Larry McMurtry (1936–2021) was an American author whose prolific career masterfully chronicled the landscapes and people of the American West, dissecting its myths with unflinching honesty. Born in Archer City, Texas, a small, dusty town that would deeply influence his work, he was the son of a rancher. Though steeped in a ranching heritage, McMurtry pursued literature, earning degrees from North Texas State University and Rice University.

His breakthrough came with the novel Horseman, Pass By (1961), adapted into the acclaimed film Hud. This established his central theme: the tension between the romantic Old West and the hard, often unglamorous modern reality. He achieved monumental success with Lonesome Dove (1985), an epic cattle-drive novel that won the Pulitzer Prize and redefined the Western genre, celebrating frontier heroism while exposing its profound costs.
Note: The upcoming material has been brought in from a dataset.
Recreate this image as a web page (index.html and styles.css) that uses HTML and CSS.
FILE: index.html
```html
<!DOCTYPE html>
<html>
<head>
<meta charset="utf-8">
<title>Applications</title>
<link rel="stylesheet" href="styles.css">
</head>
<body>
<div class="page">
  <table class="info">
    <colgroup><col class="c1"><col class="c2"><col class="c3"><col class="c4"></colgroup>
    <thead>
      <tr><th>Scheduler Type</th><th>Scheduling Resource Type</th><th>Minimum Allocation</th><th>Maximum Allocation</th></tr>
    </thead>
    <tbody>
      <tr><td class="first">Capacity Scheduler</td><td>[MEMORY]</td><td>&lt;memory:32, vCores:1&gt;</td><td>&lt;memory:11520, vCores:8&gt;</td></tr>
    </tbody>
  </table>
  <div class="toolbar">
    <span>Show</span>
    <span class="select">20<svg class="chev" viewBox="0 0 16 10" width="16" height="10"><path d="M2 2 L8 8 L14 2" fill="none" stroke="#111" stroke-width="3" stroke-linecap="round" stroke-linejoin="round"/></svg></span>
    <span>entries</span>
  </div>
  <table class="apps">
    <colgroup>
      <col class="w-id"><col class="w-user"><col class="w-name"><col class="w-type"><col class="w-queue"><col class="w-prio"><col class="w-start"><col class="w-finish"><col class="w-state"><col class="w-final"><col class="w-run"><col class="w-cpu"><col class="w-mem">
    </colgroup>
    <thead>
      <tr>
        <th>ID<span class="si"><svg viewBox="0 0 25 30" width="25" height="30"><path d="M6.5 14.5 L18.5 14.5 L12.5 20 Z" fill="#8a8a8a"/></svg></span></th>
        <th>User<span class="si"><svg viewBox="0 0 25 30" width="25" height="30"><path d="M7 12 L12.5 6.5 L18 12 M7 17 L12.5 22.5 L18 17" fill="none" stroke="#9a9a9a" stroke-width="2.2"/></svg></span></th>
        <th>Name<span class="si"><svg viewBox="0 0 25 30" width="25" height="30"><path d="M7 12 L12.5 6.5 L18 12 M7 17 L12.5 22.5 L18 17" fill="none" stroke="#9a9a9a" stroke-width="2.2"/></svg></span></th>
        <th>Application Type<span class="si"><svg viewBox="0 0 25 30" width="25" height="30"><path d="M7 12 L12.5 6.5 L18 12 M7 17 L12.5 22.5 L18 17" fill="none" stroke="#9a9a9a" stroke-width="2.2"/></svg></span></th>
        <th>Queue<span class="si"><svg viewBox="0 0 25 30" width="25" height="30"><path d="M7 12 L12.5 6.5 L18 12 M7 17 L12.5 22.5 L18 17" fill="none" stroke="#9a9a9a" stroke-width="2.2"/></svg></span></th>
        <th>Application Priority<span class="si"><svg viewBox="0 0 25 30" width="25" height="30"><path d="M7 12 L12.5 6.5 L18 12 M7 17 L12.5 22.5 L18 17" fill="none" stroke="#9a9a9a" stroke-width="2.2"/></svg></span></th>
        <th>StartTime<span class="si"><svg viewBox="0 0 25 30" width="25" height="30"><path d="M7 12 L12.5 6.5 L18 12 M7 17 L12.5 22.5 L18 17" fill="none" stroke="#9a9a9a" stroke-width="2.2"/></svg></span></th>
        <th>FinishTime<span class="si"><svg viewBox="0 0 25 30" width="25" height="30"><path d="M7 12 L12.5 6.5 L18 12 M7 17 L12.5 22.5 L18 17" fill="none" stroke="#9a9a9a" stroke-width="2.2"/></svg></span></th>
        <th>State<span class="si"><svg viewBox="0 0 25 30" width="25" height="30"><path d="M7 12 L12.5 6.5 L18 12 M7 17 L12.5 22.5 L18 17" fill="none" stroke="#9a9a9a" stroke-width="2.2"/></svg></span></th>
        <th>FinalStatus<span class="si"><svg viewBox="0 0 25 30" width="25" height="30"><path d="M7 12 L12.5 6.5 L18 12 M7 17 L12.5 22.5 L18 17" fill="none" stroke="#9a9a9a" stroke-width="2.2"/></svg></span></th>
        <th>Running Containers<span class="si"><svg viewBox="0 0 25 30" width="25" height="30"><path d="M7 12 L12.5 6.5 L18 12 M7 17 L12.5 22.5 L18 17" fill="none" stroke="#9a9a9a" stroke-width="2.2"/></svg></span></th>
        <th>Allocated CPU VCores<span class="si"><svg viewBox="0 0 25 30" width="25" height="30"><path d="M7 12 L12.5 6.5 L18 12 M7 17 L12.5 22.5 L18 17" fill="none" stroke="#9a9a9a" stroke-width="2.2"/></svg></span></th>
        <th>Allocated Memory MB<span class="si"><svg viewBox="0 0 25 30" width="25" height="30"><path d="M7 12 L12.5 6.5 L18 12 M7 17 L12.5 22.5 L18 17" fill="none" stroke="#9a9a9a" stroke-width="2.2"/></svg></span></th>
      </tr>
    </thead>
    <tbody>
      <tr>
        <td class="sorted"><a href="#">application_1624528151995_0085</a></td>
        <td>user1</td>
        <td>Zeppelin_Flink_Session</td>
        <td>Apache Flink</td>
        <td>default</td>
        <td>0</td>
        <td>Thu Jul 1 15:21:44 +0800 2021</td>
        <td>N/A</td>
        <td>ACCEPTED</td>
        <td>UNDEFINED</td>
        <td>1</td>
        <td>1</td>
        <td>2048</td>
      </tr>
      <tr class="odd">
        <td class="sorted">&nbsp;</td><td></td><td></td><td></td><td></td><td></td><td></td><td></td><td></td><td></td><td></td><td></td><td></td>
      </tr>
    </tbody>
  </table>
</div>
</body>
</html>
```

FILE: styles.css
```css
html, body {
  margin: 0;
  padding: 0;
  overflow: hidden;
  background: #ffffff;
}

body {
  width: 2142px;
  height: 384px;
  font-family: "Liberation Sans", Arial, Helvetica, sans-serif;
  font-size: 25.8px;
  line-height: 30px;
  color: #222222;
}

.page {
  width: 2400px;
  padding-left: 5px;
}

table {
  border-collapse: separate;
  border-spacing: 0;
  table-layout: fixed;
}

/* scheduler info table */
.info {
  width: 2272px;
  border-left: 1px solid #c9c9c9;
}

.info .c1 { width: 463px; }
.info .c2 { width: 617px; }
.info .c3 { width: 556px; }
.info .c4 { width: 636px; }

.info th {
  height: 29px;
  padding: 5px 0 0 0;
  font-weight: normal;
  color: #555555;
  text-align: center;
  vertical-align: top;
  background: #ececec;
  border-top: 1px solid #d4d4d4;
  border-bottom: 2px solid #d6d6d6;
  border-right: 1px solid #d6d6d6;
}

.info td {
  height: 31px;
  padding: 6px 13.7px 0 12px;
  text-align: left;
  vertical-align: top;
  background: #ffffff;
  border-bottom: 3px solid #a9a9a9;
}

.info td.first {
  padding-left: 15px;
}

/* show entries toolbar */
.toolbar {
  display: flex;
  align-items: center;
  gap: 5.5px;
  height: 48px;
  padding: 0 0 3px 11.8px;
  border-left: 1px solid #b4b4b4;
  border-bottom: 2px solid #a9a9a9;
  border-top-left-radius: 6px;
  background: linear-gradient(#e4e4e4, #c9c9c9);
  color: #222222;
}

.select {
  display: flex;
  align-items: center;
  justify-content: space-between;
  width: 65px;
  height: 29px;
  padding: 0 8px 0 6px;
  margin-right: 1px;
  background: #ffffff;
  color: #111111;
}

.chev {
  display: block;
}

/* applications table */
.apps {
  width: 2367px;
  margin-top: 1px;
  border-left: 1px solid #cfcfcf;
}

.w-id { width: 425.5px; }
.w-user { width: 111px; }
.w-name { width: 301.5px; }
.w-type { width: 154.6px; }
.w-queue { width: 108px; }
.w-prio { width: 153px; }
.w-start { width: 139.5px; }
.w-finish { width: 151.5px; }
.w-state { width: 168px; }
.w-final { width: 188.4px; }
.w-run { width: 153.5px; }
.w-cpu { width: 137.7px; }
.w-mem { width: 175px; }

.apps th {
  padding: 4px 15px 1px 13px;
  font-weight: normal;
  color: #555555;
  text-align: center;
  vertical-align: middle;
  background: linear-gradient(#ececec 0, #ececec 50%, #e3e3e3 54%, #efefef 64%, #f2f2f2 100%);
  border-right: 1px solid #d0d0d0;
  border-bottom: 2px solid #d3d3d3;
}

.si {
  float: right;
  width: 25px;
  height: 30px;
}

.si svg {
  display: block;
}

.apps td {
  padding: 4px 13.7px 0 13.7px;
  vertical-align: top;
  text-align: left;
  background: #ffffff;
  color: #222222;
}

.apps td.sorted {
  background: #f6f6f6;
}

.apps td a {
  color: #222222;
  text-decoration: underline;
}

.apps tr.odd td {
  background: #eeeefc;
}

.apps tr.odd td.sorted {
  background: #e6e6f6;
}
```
McMurtry’s range was vast. He penned the poignant coming-of-age story The Last Picture Show (1966) and the acute social satire of Terms of Endearment (1975), both becoming iconic films. A passionate bibliophile, he also owned and operated a massive bookstore in Archer City, dealing in rare and antiquarian books.

Across more than forty novels, essays, and screenplays, Larry McMurtry proved a defining literary voice. He transformed the cultural understanding of the West, replacing simplistic legend with complex, deeply human characters navigating love, loss, and a vanishing way of life. His work remains an enduring testament to the power of American storytelling.